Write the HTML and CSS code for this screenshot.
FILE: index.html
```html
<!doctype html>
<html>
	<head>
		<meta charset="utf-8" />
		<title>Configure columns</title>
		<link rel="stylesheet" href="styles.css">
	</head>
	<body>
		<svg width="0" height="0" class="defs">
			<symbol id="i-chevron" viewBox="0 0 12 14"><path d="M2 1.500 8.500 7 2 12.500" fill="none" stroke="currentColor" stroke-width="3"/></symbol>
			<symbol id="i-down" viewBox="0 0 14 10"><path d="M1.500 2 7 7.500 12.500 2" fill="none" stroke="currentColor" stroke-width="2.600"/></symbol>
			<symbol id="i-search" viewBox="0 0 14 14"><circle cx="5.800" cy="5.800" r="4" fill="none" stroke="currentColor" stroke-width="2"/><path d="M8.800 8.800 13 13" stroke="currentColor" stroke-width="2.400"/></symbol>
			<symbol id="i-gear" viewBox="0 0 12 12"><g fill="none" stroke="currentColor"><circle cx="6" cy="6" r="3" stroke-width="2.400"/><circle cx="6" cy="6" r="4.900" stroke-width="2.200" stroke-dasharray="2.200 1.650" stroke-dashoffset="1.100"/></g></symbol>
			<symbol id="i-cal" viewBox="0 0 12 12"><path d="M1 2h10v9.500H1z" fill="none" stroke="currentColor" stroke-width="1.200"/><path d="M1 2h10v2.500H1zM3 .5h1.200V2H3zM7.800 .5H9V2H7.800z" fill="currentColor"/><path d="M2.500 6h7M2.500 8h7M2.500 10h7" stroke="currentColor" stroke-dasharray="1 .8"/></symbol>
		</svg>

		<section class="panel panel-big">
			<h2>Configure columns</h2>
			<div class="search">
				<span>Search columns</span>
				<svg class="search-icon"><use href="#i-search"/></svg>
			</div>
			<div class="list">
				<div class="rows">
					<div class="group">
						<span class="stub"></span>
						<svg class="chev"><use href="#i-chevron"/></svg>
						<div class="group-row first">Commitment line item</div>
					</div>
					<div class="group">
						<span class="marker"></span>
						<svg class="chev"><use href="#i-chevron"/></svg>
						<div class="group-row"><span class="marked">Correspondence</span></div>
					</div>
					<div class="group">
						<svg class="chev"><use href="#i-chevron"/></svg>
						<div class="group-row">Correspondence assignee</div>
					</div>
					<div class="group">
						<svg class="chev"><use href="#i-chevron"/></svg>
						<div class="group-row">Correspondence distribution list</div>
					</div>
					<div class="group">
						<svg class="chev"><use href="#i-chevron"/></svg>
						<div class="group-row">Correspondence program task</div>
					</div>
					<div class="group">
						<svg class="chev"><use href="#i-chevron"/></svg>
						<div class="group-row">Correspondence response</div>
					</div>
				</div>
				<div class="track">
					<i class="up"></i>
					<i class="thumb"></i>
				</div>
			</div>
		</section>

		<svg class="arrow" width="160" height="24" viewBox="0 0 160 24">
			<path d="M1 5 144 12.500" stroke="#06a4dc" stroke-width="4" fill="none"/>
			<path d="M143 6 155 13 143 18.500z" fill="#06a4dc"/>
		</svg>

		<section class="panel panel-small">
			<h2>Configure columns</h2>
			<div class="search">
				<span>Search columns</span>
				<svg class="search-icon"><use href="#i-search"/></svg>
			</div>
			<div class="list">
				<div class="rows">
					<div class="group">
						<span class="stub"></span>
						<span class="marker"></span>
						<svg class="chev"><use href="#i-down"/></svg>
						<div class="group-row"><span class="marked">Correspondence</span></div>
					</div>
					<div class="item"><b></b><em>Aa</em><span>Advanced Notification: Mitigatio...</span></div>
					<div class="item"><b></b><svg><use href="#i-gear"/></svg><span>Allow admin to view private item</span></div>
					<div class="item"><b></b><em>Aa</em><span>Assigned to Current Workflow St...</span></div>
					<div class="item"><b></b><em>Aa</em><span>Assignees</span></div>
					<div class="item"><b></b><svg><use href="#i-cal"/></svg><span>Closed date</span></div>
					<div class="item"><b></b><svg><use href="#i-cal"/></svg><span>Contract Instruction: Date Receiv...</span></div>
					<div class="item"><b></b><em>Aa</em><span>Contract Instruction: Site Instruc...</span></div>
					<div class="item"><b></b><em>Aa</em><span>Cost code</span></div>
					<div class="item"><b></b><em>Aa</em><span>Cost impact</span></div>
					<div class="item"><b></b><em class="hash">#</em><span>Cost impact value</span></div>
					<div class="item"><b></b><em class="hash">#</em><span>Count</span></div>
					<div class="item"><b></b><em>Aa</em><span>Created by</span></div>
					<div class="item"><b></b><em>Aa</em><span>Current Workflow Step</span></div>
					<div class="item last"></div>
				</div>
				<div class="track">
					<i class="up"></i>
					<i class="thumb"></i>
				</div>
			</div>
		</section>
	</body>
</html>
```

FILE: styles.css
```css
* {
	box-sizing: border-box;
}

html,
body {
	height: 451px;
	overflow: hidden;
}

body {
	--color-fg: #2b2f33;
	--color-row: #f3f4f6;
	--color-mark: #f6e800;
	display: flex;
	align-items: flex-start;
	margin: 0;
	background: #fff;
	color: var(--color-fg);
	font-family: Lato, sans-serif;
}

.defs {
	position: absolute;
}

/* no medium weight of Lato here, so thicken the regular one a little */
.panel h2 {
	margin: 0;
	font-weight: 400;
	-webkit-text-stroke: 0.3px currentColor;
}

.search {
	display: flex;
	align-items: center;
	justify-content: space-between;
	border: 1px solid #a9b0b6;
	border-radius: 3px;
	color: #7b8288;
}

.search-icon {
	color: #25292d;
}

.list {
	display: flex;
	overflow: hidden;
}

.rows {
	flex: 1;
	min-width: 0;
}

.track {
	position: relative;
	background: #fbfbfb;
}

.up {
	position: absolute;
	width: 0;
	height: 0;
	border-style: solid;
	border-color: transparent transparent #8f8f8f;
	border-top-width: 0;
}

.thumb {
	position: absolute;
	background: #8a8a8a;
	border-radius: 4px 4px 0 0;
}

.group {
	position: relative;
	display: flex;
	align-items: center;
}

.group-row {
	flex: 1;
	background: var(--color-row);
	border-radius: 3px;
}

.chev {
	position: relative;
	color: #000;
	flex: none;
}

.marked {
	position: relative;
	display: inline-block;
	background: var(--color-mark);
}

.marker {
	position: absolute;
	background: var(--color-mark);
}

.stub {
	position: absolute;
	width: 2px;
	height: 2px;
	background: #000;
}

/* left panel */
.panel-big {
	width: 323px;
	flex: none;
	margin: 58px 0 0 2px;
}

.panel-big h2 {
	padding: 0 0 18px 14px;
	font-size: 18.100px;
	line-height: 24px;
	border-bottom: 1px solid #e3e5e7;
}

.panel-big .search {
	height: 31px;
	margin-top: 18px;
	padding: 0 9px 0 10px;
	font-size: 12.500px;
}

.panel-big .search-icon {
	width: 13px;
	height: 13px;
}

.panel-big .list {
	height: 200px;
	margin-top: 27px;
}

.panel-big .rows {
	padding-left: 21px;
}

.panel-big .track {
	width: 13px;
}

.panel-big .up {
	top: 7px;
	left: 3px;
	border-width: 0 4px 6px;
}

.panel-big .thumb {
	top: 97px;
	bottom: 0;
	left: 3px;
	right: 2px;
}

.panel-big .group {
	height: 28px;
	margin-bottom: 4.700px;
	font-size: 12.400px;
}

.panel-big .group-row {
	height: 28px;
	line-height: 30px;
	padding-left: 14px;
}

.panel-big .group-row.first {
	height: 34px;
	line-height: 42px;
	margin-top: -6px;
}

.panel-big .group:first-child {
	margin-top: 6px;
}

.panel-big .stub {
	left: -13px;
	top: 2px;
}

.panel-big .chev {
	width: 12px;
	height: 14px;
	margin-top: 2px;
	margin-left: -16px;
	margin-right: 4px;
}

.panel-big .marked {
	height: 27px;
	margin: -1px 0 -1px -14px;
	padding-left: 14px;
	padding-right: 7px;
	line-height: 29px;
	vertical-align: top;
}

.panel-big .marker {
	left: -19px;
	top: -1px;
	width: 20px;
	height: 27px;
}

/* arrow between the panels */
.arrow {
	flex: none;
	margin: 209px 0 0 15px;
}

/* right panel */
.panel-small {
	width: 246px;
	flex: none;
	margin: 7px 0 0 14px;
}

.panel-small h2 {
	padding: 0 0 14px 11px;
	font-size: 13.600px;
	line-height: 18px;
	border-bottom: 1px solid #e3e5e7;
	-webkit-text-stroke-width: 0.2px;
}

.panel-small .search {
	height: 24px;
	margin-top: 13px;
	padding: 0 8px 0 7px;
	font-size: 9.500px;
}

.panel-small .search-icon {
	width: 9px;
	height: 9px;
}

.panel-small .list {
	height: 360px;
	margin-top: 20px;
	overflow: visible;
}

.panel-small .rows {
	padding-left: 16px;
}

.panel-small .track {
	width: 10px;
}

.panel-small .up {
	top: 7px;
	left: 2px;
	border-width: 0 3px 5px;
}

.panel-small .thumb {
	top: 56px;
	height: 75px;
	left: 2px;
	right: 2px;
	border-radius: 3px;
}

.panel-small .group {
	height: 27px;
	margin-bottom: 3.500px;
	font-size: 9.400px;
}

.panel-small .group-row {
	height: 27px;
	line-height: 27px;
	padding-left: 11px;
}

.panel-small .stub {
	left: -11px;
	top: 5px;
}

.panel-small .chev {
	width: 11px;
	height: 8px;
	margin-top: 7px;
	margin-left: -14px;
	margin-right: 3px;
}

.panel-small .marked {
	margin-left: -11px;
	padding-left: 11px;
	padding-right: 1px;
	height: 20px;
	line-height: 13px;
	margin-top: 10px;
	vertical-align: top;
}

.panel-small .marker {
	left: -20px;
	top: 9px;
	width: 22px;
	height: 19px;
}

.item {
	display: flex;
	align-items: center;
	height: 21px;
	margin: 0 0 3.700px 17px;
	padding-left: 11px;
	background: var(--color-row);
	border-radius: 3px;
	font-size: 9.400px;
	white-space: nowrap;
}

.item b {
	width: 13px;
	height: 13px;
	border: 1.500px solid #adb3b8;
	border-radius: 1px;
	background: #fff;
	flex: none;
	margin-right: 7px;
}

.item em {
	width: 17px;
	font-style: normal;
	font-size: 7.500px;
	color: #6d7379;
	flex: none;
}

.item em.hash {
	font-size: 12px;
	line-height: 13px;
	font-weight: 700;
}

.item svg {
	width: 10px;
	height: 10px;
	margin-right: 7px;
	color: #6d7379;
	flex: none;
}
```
==
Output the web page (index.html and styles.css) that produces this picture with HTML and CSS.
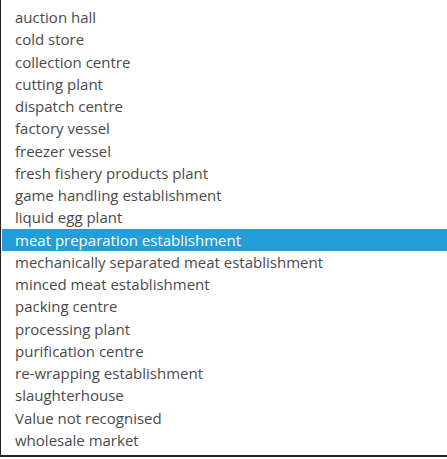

▶ [What is needed]
Copy out each line of the records that holds the string "this".

▶ [In response]
Write the HTML and CSS code for this screenshot.
Output the web page (index.html and styles.css) that produces this picture with HTML and CSS.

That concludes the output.